Manufactured goods reveal our hidden preference for information density. Everything is a combination of the materials it is composed of, the energy that went into it and the information it captures. A motor car for example is expensive because it contains a large amount of material (some of it rare) and took a lot of energy to produce, but the information needed to make it could be completely contained on a silicon memory stick. A masterwork of fine art contains little material and energy, but a very considerable amount of meaningful (creative) information and can be much more valuable than a car. Information takes time to accrue and this is the reason time seems to enter into value. In Marx's theory, labour (both the time to make the item and the time to learn how to make it) is the principle source of value. The information contained in a human-made object is both that invested in it by the making and that used to enable its creator to achieve the results. Thus hand-crafted objects are more valuable than mass produced ones - there is an economy of scale in mass production because many individual items share the information value among them. A one-off is always more valuable than a duplicate because it contains exclusive, unique information and meaning. The more training a creator needs to make an object, the more valuable it is, the more individual expression they invest in the object, the more value it has.

The act of creation is a release of meaning from information that has the capacity to work. The more complicated an article is, the more information it contains, but some manufactured goods seem very information dense and are cheep (for example computers). On closer inspection, we see that the silicon chip is in fact a multitude of repetitions of the same configuration (millions of transistors) and this itself is a perfect copy of a template of which there are also millions, so the unique information content shared by each chip is really quite small. A hand made chair seems far simpler, but every surface is crafted with individual strokes of the blade and is therefore potentially more information dense than the computer. Here we see another principle at work - the more meaningful information invested in an object, the harder it is to create and the more valuable it becomes. Human efforts have not yet reached the stage of creating anything as complicated as a bacterial cell. We should respect the powers of natural meaning to do so with shocking ease.

We now find ourselves in the position of being the greatest concentration (by a long way) of meaningful information in the Universe. We are created by the forces of life which in a most basic description are accumulating meaning into highly concentrated packages, and nurturing them, resisting the Second Law of thermodynamics. This is a natural process of which we are but a small part - we are contributing to the total resonance of the Universe in our own unique way. We are therefore highly valuable to the whole Universe (by the reasoning developed above) and, I contend, we have a duty to recognise that. Since I have also argued that value is the metric of meaning, it follows that we should take our estimates of our own value and that of all life very seriously. I can also conclude that an estimation of the total meaningful information in any system (including ourselves) provides the basis for estimating that value.

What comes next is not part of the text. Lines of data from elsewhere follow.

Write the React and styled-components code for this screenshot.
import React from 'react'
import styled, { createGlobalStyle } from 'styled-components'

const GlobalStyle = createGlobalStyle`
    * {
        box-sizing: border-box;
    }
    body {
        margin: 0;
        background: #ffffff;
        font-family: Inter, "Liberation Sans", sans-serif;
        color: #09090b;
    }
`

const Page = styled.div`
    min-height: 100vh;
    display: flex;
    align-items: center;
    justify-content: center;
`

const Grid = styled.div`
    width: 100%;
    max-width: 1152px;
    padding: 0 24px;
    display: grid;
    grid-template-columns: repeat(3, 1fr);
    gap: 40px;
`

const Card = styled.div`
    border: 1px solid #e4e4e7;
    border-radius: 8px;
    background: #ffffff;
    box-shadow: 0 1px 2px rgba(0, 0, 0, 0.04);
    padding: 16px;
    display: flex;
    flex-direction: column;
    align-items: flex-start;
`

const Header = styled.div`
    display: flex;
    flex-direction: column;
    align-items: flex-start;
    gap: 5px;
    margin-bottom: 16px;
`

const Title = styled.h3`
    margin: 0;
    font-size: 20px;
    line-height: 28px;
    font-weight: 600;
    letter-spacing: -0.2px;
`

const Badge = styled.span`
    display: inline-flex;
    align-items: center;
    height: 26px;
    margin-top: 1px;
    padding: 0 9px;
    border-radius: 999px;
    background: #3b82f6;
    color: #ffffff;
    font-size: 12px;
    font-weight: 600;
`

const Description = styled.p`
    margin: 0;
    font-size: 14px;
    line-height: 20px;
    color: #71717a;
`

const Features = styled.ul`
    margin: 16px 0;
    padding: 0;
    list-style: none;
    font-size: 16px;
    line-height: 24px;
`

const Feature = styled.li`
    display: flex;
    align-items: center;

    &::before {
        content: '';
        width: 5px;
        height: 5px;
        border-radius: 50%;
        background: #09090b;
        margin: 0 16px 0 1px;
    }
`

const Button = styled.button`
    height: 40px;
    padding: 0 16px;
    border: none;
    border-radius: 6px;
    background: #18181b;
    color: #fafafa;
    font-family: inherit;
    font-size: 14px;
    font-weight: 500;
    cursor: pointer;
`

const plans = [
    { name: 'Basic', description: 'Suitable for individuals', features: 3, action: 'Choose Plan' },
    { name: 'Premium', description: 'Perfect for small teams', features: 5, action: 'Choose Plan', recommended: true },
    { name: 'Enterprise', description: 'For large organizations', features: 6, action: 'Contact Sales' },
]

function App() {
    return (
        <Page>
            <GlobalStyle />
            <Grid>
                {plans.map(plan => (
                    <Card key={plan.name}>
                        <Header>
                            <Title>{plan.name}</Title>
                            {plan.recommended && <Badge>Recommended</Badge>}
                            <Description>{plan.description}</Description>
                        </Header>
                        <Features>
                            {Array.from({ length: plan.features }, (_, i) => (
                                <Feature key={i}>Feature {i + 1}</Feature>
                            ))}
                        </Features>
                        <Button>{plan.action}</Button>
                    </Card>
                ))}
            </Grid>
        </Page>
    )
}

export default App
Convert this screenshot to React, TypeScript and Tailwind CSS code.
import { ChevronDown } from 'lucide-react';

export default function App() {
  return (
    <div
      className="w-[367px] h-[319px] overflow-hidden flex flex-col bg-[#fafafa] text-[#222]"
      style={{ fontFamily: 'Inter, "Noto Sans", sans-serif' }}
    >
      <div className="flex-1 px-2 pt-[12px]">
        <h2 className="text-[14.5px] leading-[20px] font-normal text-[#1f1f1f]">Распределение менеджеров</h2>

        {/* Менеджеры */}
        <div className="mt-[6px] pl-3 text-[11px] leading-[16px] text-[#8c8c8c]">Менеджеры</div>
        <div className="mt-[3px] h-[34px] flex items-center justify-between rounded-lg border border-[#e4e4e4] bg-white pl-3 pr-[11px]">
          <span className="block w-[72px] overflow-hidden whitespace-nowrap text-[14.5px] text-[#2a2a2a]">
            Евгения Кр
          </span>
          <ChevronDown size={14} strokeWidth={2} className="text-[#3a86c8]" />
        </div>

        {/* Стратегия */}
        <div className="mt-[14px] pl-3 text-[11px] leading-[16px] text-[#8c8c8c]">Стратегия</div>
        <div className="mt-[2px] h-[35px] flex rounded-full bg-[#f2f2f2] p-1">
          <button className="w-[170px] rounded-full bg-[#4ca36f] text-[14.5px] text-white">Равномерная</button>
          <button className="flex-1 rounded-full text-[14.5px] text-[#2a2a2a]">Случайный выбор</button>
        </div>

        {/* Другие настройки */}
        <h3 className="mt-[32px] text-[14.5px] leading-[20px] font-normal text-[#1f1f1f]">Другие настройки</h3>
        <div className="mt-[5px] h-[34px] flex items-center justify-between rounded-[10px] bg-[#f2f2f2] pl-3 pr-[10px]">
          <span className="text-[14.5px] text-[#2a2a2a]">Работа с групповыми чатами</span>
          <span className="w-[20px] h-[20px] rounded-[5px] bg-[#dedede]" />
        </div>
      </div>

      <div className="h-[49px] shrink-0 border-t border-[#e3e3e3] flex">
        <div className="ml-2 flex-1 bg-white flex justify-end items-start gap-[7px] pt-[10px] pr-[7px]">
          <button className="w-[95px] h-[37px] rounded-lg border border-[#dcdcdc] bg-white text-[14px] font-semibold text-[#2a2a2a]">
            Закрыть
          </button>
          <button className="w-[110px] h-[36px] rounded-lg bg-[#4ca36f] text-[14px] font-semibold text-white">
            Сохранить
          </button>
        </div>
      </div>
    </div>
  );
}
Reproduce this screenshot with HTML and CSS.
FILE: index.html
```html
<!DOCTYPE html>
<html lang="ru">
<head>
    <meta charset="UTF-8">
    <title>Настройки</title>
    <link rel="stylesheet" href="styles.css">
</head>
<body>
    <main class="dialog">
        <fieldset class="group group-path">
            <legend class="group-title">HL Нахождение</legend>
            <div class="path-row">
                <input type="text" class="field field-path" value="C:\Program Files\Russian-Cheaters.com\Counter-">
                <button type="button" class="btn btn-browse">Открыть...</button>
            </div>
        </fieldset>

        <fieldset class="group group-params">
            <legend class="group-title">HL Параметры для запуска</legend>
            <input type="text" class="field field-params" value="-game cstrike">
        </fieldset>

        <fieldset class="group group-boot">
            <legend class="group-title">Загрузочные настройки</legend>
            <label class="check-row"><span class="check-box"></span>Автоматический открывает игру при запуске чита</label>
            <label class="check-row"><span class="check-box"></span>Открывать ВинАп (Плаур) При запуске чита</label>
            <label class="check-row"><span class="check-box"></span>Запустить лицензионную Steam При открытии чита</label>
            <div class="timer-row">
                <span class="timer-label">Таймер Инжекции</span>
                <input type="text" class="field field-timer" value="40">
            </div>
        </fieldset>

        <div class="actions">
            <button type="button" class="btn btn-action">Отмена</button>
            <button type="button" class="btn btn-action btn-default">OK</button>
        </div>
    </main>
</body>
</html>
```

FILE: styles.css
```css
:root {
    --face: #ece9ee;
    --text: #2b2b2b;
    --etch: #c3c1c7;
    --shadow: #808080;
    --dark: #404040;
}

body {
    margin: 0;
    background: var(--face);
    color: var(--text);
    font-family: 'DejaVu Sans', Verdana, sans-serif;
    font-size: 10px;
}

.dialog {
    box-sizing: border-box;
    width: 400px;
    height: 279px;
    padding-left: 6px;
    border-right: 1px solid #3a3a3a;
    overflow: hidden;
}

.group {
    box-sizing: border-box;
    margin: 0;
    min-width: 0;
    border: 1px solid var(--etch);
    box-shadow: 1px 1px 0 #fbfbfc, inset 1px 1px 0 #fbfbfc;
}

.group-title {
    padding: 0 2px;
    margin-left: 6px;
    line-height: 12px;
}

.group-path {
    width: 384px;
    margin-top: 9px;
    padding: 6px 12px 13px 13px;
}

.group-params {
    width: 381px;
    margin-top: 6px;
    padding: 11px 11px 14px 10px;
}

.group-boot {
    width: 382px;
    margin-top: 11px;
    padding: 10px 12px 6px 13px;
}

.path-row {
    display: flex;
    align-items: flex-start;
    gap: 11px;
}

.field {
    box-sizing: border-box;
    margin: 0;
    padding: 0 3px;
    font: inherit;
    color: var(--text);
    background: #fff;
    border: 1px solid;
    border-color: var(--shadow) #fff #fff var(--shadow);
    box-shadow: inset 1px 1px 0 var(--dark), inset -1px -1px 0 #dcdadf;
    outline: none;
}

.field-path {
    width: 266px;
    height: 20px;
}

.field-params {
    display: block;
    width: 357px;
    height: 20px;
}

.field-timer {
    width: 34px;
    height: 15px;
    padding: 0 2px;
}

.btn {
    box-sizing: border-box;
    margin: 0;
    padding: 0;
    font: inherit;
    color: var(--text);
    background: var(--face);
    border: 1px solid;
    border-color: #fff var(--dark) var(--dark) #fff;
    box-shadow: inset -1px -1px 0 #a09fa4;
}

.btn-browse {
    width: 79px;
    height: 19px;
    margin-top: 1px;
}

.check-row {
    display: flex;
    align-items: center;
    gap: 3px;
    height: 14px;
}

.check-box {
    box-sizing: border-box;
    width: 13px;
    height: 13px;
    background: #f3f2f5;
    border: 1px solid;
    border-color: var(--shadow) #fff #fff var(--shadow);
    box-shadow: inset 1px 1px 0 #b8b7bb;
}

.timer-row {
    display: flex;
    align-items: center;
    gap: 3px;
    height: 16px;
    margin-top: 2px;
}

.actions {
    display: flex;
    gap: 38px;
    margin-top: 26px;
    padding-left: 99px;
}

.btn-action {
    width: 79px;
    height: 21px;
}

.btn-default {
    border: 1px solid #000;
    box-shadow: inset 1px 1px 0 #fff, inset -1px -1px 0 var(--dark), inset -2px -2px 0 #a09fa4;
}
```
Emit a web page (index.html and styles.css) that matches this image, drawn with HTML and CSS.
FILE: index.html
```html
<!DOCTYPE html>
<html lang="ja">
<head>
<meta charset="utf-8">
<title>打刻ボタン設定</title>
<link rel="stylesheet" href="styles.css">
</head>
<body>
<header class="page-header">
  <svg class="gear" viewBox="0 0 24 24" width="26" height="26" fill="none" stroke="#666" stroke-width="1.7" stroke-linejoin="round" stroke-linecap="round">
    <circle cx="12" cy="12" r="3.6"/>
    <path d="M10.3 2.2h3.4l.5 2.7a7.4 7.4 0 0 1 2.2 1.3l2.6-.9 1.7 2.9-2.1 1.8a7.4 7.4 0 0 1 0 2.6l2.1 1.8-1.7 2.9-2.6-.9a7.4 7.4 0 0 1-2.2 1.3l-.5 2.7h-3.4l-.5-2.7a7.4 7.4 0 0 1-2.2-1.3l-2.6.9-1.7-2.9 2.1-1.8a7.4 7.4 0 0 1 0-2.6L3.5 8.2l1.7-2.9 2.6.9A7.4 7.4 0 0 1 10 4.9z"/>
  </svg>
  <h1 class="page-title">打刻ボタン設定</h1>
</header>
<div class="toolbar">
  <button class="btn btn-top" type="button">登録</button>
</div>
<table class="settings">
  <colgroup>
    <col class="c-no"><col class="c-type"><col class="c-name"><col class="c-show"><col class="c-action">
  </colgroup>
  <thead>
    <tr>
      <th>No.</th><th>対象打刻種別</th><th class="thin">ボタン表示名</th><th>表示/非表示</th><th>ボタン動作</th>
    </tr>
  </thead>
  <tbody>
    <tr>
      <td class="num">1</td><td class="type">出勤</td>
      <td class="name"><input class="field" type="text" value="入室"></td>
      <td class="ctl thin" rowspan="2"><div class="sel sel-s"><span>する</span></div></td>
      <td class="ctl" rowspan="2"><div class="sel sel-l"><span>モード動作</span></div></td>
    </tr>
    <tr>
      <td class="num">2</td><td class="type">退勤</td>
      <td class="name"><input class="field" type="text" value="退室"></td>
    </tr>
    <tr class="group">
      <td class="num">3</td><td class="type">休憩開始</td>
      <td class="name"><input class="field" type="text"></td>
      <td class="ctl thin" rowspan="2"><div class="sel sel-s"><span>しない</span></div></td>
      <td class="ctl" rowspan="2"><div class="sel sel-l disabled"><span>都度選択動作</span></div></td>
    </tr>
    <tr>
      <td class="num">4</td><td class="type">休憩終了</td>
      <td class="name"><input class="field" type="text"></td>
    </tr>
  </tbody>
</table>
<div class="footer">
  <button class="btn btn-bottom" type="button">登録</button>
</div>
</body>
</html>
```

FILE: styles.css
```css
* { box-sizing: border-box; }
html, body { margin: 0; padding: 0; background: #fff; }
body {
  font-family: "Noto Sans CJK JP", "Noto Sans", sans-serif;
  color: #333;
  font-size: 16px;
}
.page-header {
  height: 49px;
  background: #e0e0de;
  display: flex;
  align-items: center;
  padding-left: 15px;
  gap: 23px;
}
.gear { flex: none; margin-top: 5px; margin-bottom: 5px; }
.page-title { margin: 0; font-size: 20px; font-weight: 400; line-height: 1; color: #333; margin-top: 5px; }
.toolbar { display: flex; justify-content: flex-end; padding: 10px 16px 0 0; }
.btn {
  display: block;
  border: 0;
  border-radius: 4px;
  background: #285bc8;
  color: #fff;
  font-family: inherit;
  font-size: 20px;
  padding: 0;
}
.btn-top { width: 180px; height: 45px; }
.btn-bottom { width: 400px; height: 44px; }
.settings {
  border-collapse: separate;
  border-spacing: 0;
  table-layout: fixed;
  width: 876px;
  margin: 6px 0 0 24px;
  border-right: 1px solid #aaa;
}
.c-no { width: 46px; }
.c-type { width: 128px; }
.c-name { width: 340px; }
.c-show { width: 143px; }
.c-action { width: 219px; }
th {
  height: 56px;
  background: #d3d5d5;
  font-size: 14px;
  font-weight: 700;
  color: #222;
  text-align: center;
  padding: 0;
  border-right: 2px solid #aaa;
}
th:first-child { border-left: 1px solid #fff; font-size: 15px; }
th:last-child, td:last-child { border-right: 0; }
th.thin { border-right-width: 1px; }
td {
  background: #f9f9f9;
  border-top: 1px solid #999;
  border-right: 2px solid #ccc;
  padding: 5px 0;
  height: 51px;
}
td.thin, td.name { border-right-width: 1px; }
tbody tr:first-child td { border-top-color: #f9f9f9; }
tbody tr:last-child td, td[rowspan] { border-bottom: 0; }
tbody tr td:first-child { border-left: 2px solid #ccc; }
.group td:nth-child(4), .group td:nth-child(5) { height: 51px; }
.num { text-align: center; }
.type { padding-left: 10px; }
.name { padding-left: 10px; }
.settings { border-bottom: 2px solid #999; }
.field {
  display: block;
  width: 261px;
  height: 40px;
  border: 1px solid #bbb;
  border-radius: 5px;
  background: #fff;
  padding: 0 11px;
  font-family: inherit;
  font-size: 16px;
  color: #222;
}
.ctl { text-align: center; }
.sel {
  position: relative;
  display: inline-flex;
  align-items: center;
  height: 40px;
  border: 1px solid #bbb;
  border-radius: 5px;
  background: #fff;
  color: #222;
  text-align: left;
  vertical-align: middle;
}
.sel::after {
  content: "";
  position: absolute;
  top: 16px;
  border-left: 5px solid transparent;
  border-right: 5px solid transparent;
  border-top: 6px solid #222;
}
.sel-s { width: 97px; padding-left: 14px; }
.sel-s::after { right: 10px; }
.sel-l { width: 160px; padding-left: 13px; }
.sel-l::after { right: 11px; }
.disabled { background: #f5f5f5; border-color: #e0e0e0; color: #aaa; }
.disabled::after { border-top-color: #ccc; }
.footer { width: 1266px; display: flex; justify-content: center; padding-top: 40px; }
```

Finally, this understanding provides a new (almost objective) basis for morality. It might be argued that our actions are good in so far as they contribute positively towards the accumulation and nurturing of meaning in the Universe. Creative acts, healing and maintenance of concentrations of meaning, building reinforcing relationships, propagating and organising knowledge - these all become objectively good. Destroying, dissipating and rejecting meaning or atomising components of the Universe (including human society) become objectively bad. This might sound like a restatement of quasi-socialist do-gooder philosophy, spuriously justified by the preceding theory, but I believe that it follows independently from the analysis presented here. No doubt a professionally educated philosopher would pick it to pieces, but I would ask that philosopher to identify the gaps and faulty components, replacing them with strong elements, in the spirit of what I have said and believe.